The Olympic triangle is a sailing course used in racing dinghies, particularly at major regattas like State, National and World Titles and was used at the Olympics. (Olympic sailing now uses quadrilateral courses)

The remainder of this article should be read in conjunction with Sailing Instructions for the specific regatta or the International Sailing Federation (ISAF) Race management page, the Racing Rules and particularly Appendix L.
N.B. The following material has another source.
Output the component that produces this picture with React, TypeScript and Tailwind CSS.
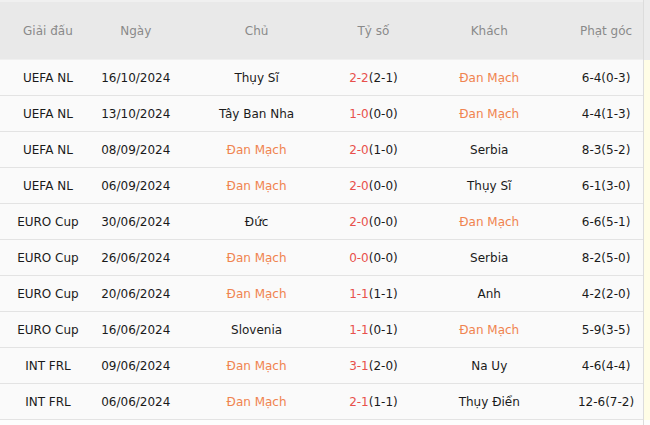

== Number and type of legs ==
The traditional Olympic triangle course consists of a lap (starting with a beat or work to windward from the starting line to the top, weather or windward mark, a first reaching leg to the wing mark (also known as the gybe mark), a second reaching leg from the wing mark to the bottom or leeward mark), a hot dog (a beat to the top mark with a square run back to the bottom mark), another lap and then a beat to the finish line, which may have one end at the top mark, or may be set beyond the top mark. When the finish line is set beyond the top mark, the sailing instructions need to specify whether the top mark remains a mark of the course on the final leg or whether it is to be ignored. There are generally 9 legs, 5 equal to the length of the windward leg (4 beats and a run) and 4 reaching legs (2 of each reaching leg), so once the leg lengths are known the total course length can be calculated. Roundings are generally to Port. Many sailing instructions only specify the length of the windward leg and the total course length, but see below on the use of the law of sines, trigonometry table and spreadsheets to calculate the angles and other leg lengths.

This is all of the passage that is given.